• _GIVEN EXERCISE_:
Check each line of the data for "components" and select those that have it.

• _DATA LINES_:
****************
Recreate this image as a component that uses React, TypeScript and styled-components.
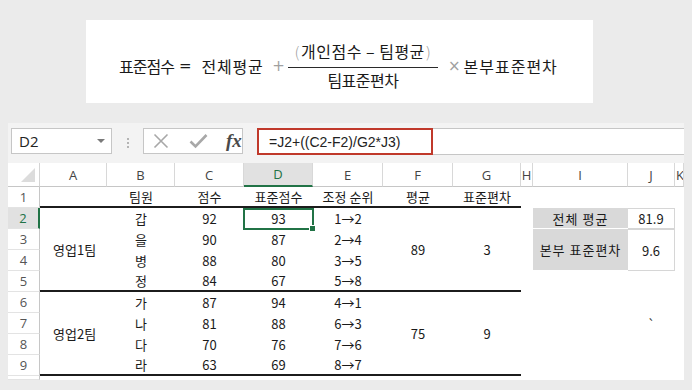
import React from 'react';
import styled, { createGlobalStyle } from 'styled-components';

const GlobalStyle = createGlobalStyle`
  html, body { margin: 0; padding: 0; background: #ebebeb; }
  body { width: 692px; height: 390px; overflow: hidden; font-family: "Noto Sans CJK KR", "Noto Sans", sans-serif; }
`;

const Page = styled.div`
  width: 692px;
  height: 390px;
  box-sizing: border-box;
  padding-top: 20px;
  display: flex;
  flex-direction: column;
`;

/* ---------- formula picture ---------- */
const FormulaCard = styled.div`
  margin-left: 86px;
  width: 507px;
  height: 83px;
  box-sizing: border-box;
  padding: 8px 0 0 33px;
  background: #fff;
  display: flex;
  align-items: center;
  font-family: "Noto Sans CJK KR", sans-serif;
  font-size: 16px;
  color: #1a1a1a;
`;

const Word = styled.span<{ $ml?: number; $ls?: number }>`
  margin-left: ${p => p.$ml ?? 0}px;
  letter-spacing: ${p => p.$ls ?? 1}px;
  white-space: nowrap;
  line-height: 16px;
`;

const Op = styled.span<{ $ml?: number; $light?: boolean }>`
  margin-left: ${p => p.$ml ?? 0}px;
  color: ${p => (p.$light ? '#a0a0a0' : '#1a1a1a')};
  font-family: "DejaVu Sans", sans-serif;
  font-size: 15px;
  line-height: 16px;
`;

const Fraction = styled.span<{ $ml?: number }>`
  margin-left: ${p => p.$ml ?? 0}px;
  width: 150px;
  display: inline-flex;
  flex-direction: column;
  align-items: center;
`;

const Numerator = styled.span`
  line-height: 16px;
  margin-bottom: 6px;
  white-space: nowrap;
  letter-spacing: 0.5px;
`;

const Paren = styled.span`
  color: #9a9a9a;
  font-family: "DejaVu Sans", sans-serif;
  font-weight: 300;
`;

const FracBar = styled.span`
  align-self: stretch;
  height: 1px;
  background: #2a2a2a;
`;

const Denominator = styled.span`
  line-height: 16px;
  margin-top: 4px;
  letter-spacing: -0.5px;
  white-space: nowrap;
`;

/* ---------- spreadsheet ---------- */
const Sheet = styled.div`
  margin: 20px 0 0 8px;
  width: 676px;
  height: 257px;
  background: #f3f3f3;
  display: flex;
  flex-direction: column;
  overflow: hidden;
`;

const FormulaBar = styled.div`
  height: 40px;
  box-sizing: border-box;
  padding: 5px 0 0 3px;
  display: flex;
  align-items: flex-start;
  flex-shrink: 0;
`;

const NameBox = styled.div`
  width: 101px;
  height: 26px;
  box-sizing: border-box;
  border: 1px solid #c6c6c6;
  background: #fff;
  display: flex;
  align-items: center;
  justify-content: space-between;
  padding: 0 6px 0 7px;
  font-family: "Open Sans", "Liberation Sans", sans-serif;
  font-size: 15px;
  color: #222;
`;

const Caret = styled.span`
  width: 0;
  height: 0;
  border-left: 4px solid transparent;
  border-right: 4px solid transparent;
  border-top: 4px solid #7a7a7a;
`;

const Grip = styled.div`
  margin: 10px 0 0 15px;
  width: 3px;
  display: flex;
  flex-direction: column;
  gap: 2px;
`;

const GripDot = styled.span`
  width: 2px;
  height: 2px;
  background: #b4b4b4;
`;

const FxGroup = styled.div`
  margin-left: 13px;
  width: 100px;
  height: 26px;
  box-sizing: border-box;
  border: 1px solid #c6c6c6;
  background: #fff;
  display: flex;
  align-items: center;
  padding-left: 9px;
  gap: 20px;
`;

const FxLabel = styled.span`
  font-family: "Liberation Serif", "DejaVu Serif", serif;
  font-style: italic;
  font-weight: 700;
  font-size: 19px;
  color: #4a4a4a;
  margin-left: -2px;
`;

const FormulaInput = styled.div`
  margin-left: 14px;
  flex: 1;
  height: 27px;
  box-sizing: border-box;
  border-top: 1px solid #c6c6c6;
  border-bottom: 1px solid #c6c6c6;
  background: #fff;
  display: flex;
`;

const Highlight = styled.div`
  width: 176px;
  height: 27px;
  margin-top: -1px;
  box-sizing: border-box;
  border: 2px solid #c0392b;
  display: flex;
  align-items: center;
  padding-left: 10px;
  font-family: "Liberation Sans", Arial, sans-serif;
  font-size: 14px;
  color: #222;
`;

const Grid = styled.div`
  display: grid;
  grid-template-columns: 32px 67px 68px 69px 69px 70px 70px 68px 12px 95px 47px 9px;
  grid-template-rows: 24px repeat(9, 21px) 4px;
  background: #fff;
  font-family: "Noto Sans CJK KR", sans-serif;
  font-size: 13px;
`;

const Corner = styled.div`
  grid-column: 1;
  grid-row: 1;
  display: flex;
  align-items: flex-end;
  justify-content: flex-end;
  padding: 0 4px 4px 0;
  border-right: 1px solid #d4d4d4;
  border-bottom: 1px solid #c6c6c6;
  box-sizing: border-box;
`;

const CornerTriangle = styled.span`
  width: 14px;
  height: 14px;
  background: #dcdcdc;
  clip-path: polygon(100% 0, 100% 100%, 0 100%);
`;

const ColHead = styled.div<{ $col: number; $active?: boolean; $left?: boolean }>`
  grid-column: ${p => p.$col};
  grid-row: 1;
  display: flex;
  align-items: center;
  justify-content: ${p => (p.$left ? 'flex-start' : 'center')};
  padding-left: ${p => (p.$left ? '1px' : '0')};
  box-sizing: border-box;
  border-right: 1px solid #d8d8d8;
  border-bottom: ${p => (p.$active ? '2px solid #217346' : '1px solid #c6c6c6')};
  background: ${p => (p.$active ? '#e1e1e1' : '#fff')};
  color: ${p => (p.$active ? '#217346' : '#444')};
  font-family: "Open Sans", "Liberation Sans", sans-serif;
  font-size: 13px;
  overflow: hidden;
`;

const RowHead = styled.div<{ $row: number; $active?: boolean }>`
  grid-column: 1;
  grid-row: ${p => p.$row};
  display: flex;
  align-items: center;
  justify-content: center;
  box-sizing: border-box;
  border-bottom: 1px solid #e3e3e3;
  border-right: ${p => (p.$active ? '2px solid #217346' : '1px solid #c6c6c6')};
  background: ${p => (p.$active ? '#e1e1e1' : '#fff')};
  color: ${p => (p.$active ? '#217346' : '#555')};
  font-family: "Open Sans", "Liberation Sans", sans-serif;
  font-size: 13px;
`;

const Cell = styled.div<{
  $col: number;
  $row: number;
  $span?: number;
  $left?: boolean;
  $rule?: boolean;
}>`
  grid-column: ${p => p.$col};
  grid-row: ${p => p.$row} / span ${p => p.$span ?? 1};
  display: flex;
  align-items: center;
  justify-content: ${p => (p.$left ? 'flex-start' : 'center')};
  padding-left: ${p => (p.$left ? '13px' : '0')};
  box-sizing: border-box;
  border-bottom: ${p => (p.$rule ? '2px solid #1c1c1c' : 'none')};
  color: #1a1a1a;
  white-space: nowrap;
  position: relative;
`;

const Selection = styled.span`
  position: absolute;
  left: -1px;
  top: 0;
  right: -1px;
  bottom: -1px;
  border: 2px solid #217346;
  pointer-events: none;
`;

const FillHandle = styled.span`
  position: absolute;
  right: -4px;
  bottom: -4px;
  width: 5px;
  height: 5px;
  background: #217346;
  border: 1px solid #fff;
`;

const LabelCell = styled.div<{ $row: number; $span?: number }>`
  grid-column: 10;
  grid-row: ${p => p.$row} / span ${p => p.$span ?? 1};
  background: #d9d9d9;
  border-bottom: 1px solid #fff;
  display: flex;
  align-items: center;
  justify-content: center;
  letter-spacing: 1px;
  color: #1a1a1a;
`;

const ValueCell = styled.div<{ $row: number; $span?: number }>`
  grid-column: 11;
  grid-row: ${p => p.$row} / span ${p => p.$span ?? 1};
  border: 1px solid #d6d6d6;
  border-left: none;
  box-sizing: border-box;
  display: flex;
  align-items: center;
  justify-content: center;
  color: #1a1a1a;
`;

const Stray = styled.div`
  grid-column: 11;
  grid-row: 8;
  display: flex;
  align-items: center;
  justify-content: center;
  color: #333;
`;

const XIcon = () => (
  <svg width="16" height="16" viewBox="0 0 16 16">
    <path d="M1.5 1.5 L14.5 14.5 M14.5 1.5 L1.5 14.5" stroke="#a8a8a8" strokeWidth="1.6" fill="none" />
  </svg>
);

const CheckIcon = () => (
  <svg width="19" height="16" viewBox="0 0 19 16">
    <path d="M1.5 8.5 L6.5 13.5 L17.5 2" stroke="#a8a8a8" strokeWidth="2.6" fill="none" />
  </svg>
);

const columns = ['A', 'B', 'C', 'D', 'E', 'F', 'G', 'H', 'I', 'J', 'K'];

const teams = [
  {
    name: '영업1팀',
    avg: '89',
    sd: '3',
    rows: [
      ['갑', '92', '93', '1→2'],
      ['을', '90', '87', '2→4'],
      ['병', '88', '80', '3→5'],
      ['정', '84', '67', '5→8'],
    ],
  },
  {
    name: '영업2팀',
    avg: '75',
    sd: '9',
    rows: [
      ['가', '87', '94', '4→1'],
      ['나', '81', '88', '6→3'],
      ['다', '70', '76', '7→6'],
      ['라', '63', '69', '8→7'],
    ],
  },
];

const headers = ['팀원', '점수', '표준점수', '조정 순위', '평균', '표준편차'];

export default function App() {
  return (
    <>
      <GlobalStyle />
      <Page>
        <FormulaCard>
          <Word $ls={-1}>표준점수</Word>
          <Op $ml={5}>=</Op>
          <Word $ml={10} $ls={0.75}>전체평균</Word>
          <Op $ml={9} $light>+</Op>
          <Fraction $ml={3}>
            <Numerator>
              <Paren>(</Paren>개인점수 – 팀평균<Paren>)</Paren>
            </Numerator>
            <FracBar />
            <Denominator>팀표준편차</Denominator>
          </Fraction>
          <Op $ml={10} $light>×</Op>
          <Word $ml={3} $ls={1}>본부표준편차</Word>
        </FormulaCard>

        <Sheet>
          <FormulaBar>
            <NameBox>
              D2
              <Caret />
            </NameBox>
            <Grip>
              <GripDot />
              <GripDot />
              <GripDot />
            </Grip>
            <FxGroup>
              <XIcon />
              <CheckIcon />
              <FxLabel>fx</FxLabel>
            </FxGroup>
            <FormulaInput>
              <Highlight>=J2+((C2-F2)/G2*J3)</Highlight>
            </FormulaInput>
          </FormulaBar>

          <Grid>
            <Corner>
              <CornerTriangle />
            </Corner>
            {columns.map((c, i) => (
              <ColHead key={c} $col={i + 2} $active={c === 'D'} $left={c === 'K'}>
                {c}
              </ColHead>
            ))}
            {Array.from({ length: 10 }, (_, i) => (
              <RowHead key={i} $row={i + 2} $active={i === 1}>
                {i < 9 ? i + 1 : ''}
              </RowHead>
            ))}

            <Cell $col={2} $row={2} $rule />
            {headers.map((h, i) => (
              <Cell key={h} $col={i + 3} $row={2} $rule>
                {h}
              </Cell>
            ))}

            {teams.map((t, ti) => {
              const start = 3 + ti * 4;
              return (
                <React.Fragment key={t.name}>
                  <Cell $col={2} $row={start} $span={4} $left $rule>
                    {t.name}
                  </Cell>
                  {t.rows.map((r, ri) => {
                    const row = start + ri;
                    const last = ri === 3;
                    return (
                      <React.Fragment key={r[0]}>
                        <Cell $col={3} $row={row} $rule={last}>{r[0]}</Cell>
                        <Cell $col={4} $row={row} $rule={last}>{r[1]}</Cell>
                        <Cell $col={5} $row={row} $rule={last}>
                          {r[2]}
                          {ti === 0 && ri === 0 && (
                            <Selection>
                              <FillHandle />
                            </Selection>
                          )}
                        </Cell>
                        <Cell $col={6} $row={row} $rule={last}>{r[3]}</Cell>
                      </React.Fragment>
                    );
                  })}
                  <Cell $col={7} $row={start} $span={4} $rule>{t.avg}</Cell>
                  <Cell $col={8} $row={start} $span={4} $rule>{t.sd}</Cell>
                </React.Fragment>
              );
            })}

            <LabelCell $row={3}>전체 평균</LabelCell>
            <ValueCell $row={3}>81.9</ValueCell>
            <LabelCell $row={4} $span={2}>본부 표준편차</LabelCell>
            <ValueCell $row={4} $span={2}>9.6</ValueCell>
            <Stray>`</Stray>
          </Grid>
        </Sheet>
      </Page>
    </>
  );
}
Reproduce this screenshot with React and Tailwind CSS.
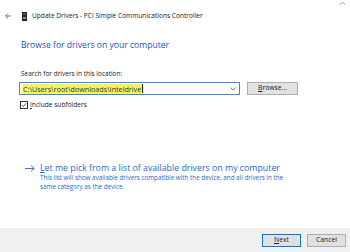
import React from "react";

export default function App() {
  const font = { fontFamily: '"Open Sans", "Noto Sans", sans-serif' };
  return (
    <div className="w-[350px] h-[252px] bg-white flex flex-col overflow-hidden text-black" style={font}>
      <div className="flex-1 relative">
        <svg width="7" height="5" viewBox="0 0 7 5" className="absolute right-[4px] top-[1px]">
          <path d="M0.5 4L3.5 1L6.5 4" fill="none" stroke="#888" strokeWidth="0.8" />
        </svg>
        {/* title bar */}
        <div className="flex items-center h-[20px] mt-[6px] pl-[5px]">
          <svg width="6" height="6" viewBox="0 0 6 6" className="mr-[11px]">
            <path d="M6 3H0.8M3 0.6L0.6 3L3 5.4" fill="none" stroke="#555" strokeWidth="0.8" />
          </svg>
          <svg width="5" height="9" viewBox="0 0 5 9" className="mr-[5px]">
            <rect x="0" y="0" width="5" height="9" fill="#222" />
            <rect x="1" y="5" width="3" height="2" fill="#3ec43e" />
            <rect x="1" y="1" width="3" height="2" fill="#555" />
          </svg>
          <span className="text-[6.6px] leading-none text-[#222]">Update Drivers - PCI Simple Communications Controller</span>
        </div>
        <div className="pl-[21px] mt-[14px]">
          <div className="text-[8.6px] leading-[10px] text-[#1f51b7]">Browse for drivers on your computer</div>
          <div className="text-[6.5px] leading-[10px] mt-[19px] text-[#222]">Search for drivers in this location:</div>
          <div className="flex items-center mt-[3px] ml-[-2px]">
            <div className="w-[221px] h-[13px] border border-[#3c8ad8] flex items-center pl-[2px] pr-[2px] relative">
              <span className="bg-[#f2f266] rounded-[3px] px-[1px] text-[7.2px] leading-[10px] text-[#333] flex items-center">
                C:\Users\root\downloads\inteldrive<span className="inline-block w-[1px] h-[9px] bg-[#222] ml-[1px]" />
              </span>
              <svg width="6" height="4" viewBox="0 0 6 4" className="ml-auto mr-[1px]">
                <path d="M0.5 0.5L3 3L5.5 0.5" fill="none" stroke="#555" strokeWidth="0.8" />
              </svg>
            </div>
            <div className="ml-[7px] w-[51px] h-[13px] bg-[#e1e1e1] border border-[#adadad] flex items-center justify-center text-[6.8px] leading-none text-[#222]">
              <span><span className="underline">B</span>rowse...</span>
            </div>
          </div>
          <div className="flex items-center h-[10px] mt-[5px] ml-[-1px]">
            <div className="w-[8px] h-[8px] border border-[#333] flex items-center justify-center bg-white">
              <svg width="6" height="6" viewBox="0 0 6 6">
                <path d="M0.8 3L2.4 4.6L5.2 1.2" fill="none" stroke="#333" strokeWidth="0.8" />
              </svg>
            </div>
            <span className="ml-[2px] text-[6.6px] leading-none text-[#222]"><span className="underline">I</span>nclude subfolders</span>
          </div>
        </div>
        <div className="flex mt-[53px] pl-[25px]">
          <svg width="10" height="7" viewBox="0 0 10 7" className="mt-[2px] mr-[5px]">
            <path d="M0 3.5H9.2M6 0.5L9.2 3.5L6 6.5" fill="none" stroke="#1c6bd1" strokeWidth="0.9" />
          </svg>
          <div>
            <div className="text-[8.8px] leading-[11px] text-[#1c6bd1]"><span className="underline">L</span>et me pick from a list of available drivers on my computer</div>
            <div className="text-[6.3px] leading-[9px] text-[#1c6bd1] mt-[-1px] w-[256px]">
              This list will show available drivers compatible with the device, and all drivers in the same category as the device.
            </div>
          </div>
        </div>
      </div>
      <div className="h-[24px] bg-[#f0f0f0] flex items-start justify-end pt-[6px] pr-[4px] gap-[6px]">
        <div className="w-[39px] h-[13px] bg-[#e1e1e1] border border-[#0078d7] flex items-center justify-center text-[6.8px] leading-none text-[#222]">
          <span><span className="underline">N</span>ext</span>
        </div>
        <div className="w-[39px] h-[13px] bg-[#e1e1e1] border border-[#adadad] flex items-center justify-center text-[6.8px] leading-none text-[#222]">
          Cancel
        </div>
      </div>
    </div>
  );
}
****************
• _SOLUTION TO THIS TASK_:
Recreate this image as a component that uses React, TypeScript and styled-components.
import styled, { createGlobalStyle } from 'styled-components';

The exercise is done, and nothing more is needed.